Histoire de se tenir en forme, j'ai lancé entre toutes ces activités une initiative qui n'aboutit pas, en vue de faire supprimer la chambre des avocats.

 

Au tournant du millénaire, j'ai estimé que le Maure avait fait son oeuvre, le Maure pouvait aller. Je me suis donc retiré dans une maisonnette au milieu d'un grand jardin perdu dans un paysage originel, quelque part entre l'Atlantique et la Mer Noire.

 

Durant les mois d'hiver, je voyageai en Ploutocratie en qualité de prédicateur ambulant et plaidai pour une interdiction de l'intérêt sur les prêts. Malgré une défense farouche, l'initiative aboutit. Elle fut même - contre toute attente - acceptée.

 

Le jour d'après, les blindés de l'Armée suisse prirent position devant le Palais Fédéral, le Tribunal Fédéral ainsi que devant tous les bâtiments cantonaux.
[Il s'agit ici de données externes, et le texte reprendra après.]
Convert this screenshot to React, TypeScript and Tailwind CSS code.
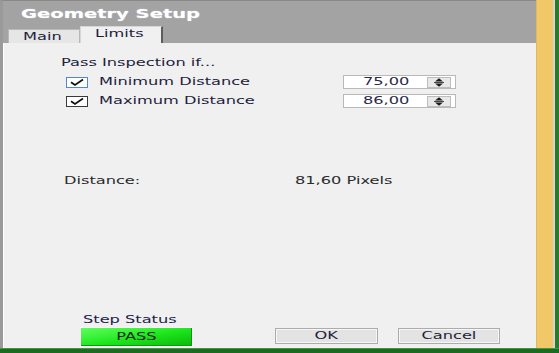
import type { ReactNode } from "react";
import clsx from "clsx";

// text in the source shot is stretched horizontally, so every label is widened
function Wide({ children, className }: { children: ReactNode; className?: string }) {
  return (
    <span className={clsx("inline-block whitespace-nowrap origin-left scale-x-[1.62]", className)}>
      {children}
    </span>
  );
}

function CheckBox({ focused }: { focused?: boolean }) {
  return (
    <svg width="22" height="11" viewBox="0 0 22 11" className="shrink-0">
      <rect x="0.5" y="0.5" width="21" height="10" fill="#ffffff" stroke={focused ? "#4f86d6" : "#3a3a3a"} />
      <path d="M5 5.2 L9 8 L17 2.6" fill="none" stroke="#111111" strokeWidth="1.8" />
    </svg>
  );
}

function SpinBox({ value }: { value: string }) {
  return (
    <div className="flex h-[14px] w-[113px] items-center border border-[#b9b9b9] bg-white">
      <div className="w-[19px]" />
      <div className="w-[47px] text-[10px] leading-[12px] text-[#2a2a4a]">
        <Wide>{value}</Wide>
      </div>
      <div className="flex-1" />
      <div className="mr-[4px] flex h-[11px] w-[24px] items-center justify-center border border-[#bdbdbd] bg-[#e8e8e8]">
        <svg width="12" height="9" viewBox="0 0 12 9">
          <path d="M6 0.3 L10 3.6 L2 3.6 Z" fill="#1a1a1a" />
          <path d="M1 4.5 H11" stroke="#1a1a1a" strokeWidth="0.8" />
          <path d="M6 8.7 L10 5.4 L2 5.4 Z" fill="#1a1a1a" />
        </svg>
      </div>
    </div>
  );
}

function Button({ label }: { label: string }) {
  return (
    <div className="flex h-[16px] items-center justify-center border border-[#acacac] bg-[#e3e3e3] shadow-[inset_0_0_0_1px_#f6f6f6]">
      <span className="inline-block origin-center scale-x-[1.62] text-[10px] leading-[12px] text-[#1e1e3c]">
        {label}
      </span>
    </div>
  );
}

export default function App() {
  return (
    <div className="flex h-[353px] w-[559px] flex-col bg-[#2a7a2e] font-['DejaVu_Sans',sans-serif]">
      <div className="flex h-[348px]">
        <div className="flex w-[536px] flex-col border-l-[3px] border-t border-l-[#9a9a9a] border-t-[#888888]">
          <div className="flex h-[42px] flex-col bg-[#a3a3a3]">
            <div className="h-[25px] pl-[18px] pt-[4px] text-[13px] font-bold leading-[18px] text-white">
              <span className="inline-block origin-left scale-x-[1.5] [text-shadow:0_0_1px_#d8d8e8]">
                Geometry Setup
              </span>
            </div>
            <div className="flex h-[17px] items-end pl-[5px]">
              <div className="flex h-[14px] w-[72px] items-center border border-b-0 border-[#b8b8b8] bg-[#e6e6e6] pl-[14px] text-[10px] leading-[12px] text-[#1e1e3c]">
                <Wide>Main</Wide>
              </div>
              <div className="flex h-[17px] w-[83px] items-start border-l border-r-2 border-t border-l-[#d6d6d6] border-r-[#5c5c5c] border-t-[#d6d6d6] bg-[#f0f0f0] pl-[14px] pt-[1px] text-[10px] leading-[12px] text-[#1e1e3c]">
                <Wide>Limits</Wide>
              </div>
            </div>
          </div>

          <div className="flex flex-1 flex-col border-l border-white bg-[#f0f0f0] text-[10px] leading-[14px] text-[#1e1e3c]">
            <div className="mt-[13px] pl-[57px]">
              <Wide>Pass Inspection if...</Wide>
            </div>

            <div className="mt-[5px] flex h-[14px] items-center pl-[62px]">
              <div className="flex w-[277px] items-center gap-[11px]">
                <CheckBox focused />
                <Wide>Minimum Distance</Wide>
              </div>
              <SpinBox value="75,00" />
            </div>

            <div className="mt-[5px] flex h-[14px] items-center pl-[62px]">
              <div className="flex w-[277px] items-center gap-[11px]">
                <CheckBox />
                <Wide>Maximum Distance</Wide>
              </div>
              <SpinBox value="86,00" />
            </div>

            <div className="mt-[66px] flex pl-[60px] text-[#2b2b2b]">
              <div className="w-[231px]">
                <Wide>Distance:</Wide>
              </div>
              <Wide>81,60 Pixels</Wide>
            </div>

            <div className="mt-auto mb-px flex items-end pl-[76px]">
              <div className="flex w-[113px] flex-col">
                <div className="pl-[3px]">
                  <Wide className="text-[#22224a]">Step Status</Wide>
                </div>
                <div className="flex h-[20px] items-center justify-center border border-[#f8f8f8] bg-gradient-to-br from-[#58ff58] via-[#1ee81e] to-[#08b808] shadow-[inset_-1px_-1px_0_#0a9a0a]">
                  <span className="inline-block origin-center scale-x-[1.62] text-[10px] leading-[12px] text-[#0c2a0c]">
                    PASS
                  </span>
                </div>
              </div>
              <div className="mb-[3px] ml-[82px] w-[103px]">
                <Button label="OK" />
              </div>
              <div className="mb-[3px] ml-[20px] w-[102px]">
                <Button label="Cancel" />
              </div>
            </div>
          </div>
        </div>
        <div className="w-[17px] border-l border-[#e2b85a] bg-[#f0c868]" />
        <div className="w-[2px] bg-[#d4d4d4]" />
        <div className="flex-1 bg-[#2a7a2e]" />
      </div>
      <div className="h-px bg-[#3d9a3d]" />
      <div className="flex-1 bg-[#1f6a23]" />
    </div>
  );
}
Les blindés restants patrouillaient sur les routes. Quelques rails de trams furent tordus.

 

Le lendemain des ces événements, les Ploutocrates passèrent aux aveux complets. Oui, c'était vrai qu'ils avaient mené le peuple en bateau durant les deux derniers siècles. Et que la Démocratie n'existait que sur le papier. Qu'en réalité, ils avaient gouverné le monde à l'aide de la gigantesque fortune accumulée depuis Adam et Ève. Et que le peuple n'avait décidé que sur les canalisations et le reste de l'infrastructure et par conséquent uniquement sur sa propre merde.

 

Et de suite, la Constitution ploutocratique fut extraite de son tiroir. Quel progrès ! Enfin, la théorie constitutionnelle s'accordait avec la pratique courante. Le peuple jubila, parce qu'il était enfin libéré de cette sornette qu'il était le Souverain.

 

Par un jour d'automne  au milieu de la Troisième Guerre mondiale,  je me trouvais à bord d'un voilier en mer. Je fus pris dans un ouragan et fit naufrage. Je ne sais plus exactement si je me suis pitoyablement noyé, ou si je me suis sauvé sur une île o'u j'attends la fin de mes jours dans une petite baraque de pêcheur.